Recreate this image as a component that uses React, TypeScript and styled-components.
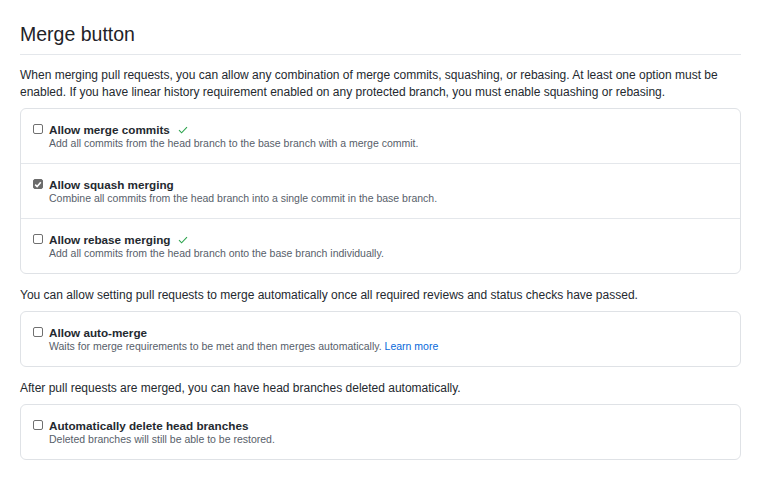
import * as React from "react";
import styled, { createGlobalStyle } from "styled-components";

const GlobalStyle = createGlobalStyle`
  body {
    margin: 0;
    background: #fff;
    font-family: "Liberation Sans", Arial, sans-serif;
    color: #24292f;
  }
`;

const Page = styled.div`
  padding: 20px 16px 20px 20px;
  width: 721px;
`;

const Subhead = styled.div`
  padding-bottom: 6px;
  margin-bottom: 12px;
  border-bottom: 1px solid #e4e7eb;
`;

const Heading = styled.h2`
  margin: 0;
  font-size: 19.5px;
  font-weight: 400;
  line-height: 28px;
  color: #1f2328;
`;

const Note = styled.p`
  margin: 0 0 7px;
  font-size: 12px;
  line-height: 17px;
  color: #24292f;
`;

const Box = styled.div`
  border: 1px solid #dfe2e6;
  border-radius: 6px;
  margin-bottom: 13px;
`;

const Row = styled.label`
  display: flex;
  gap: 6px;
  padding: 13px 12px 13px;

  & + & {
    border-top: 1px solid #e4e7eb;
  }
`;

const Check = styled.span<{ $on?: boolean }>`
  flex: none;
  width: 10px;
  height: 10px;
  margin-top: 2px;
  box-sizing: border-box;
  border-radius: 2px;
  border: 1px solid ${(p) => (p.$on ? "#6b6b6b" : "#707070")};
  background: ${(p) => (p.$on ? "#6b6b6b" : "#fff")};
  display: flex;
  align-items: center;
  justify-content: center;
`;

const Body = styled.div`
  display: flex;
  flex-direction: column;
`;

const Title = styled.div`
  display: flex;
  align-items: center;
  gap: 8px;
  font-size: 11.7px;
  font-weight: 700;
  line-height: 15px;
  color: #24292f;
`;

const Desc = styled.div`
  font-size: 10.5px;
  line-height: 13px;
  color: #57606a;
`;

const LearnMore = styled.a`
  color: #0969da;
  text-decoration: none;
`;

const Tick = () => (
  <svg width="10" height="8" viewBox="0 0 10 8" fill="none">
    <path d="M1 4.2 3.6 6.8 9 1.2" stroke="#2da44e" strokeWidth="1.1" />
  </svg>
);

const BoxTick = () => (
  <svg width="8" height="7" viewBox="0 0 8 7" fill="none">
    <path d="M1.2 3.6 3.1 5.5 6.8 1.3" stroke="#fff" strokeWidth="1.6" />
  </svg>
);

interface OptionProps {
  title: string;
  checked?: boolean;
  tick?: boolean;
  children: React.ReactNode;
}

const Option: React.FC<OptionProps> = ({ title, checked, tick, children }) => (
  <Row>
    <Check $on={checked}>{checked && <BoxTick />}</Check>
    <Body>
      <Title>
        {title}
        {tick && <Tick />}
      </Title>
      <Desc>{children}</Desc>
    </Body>
  </Row>
);

export default function App() {
  return (
    <>
      <GlobalStyle />
      <Page>
        <Subhead>
          <Heading>Merge button</Heading>
        </Subhead>
        <Note>
          When merging pull requests, you can allow any combination of merge
          commits, squashing, or rebasing. At least one option must be enabled.
          If you have linear history requirement enabled on any protected
          branch, you must enable squashing or rebasing.
        </Note>
        <Box>
          <Option title="Allow merge commits" tick>
            Add all commits from the head branch to the base branch with a merge
            commit.
          </Option>
          <Option title="Allow squash merging" checked>
            Combine all commits from the head branch into a single commit in the
            base branch.
          </Option>
          <Option title="Allow rebase merging" tick>
            Add all commits from the head branch onto the base branch
            individually.
          </Option>
        </Box>
        <Note>
          You can allow setting pull requests to merge automatically once all
          required reviews and status checks have passed.
        </Note>
        <Box>
          <Option title="Allow auto-merge">
            Waits for merge requirements to be met and then merges
            automatically. <LearnMore href="#">Learn more</LearnMore>
          </Option>
        </Box>
        <Note>
          After pull requests are merged, you can have head branches deleted
          automatically.
        </Note>
        <Box>
          <Option title="Automatically delete head branches">
            Deleted branches will still be able to be restored.
          </Option>
        </Box>
      </Page>
    </>
  );
}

+--

§ REQUIREMENT
Without the images, write out each line of the data verbatim.

§ OUTPUT
Recreate this image as a component that uses React, TypeScript and styled-components.
import * as React from "react";
import styled, { createGlobalStyle } from "styled-components";

const GlobalStyle = createGlobalStyle`
  body {
    margin: 0;
    background: #fff;
    font-family: "Liberation Sans", Arial, sans-serif;
    color: #24292f;
  }
`;

const Page = styled.div`
  padding: 20px 16px 20px 20px;
  width: 721px;
`;

const Subhead = styled.div`
  padding-bottom: 6px;
  margin-bottom: 12px;
  border-bottom: 1px solid #e4e7eb;
`;

const Heading = styled.h2`
  margin: 0;
  font-size: 19.5px;
  font-weight: 400;
  line-height: 28px;
  color: #1f2328;
`;

const Note = styled.p`
  margin: 0 0 7px;
  font-size: 12px;
  line-height: 17px;
  color: #24292f;
`;

const Box = styled.div`
  border: 1px solid #dfe2e6;
  border-radius: 6px;
  margin-bottom: 13px;
`;

const Row = styled.label`
  display: flex;
  gap: 6px;
  padding: 13px 12px 13px;

  & + & {
    border-top: 1px solid #e4e7eb;
  }
`;

const Check = styled.span<{ $on?: boolean }>`
  flex: none;
  width: 10px;
  height: 10px;
  margin-top: 2px;
  box-sizing: border-box;
  border-radius: 2px;
  border: 1px solid ${(p) => (p.$on ? "#6b6b6b" : "#707070")};
  background: ${(p) => (p.$on ? "#6b6b6b" : "#fff")};
  display: flex;
  align-items: center;
  justify-content: center;
`;

const Body = styled.div`
  display: flex;
  flex-direction: column;
`;

const Title = styled.div`
  display: flex;
  align-items: center;
  gap: 8px;
  font-size: 11.7px;
  font-weight: 700;
  line-height: 15px;
  color: #24292f;
`;

const Desc = styled.div`
  font-size: 10.5px;
  line-height: 13px;
  color: #57606a;
`;

const LearnMore = styled.a`
  color: #0969da;
  text-decoration: none;
`;

const Tick = () => (
  <svg width="10" height="8" viewBox="0 0 10 8" fill="none">
    <path d="M1 4.2 3.6 6.8 9 1.2" stroke="#2da44e" strokeWidth="1.1" />
  </svg>
);

const BoxTick = () => (
  <svg width="8" height="7" viewBox="0 0 8 7" fill="none">
    <path d="M1.2 3.6 3.1 5.5 6.8 1.3" stroke="#fff" strokeWidth="1.6" />
  </svg>
);

interface OptionProps {
  title: string;
  checked?: boolean;
  tick?: boolean;
  children: React.ReactNode;
}

const Option: React.FC<OptionProps> = ({ title, checked, tick, children }) => (
  <Row>
    <Check $on={checked}>{checked && <BoxTick />}</Check>
    <Body>
      <Title>
        {title}
        {tick && <Tick />}
      </Title>
      <Desc>{children}</Desc>
    </Body>
  </Row>
);

export default function App() {
  return (
    <>
      <GlobalStyle />
      <Page>
        <Subhead>
          <Heading>Merge button</Heading>
        </Subhead>
        <Note>
          When merging pull requests, you can allow any combination of merge
          commits, squashing, or rebasing. At least one option must be enabled.
          If you have linear history requirement enabled on any protected
          branch, you must enable squashing or rebasing.
        </Note>
        <Box>
          <Option title="Allow merge commits" tick>
            Add all commits from the head branch to the base branch with a merge
            commit.
          </Option>
          <Option title="Allow squash merging" checked>
            Combine all commits from the head branch into a single commit in the
            base branch.
          </Option>
          <Option title="Allow rebase merging" tick>
            Add all commits from the head branch onto the base branch
            individually.
          </Option>
        </Box>
        <Note>
          You can allow setting pull requests to merge automatically once all
          required reviews and status checks have passed.
        </Note>
        <Box>
          <Option title="Allow auto-merge">
            Waits for merge requirements to be met and then merges
            automatically. <LearnMore href="#">Learn more</LearnMore>
          </Option>
        </Box>
        <Note>
          After pull requests are merged, you can have head branches deleted
          automatically.
        </Note>
        <Box>
          <Option title="Automatically delete head branches">
            Deleted branches will still be able to be restored.
          </Option>
        </Box>
      </Page>
    </>
  );
}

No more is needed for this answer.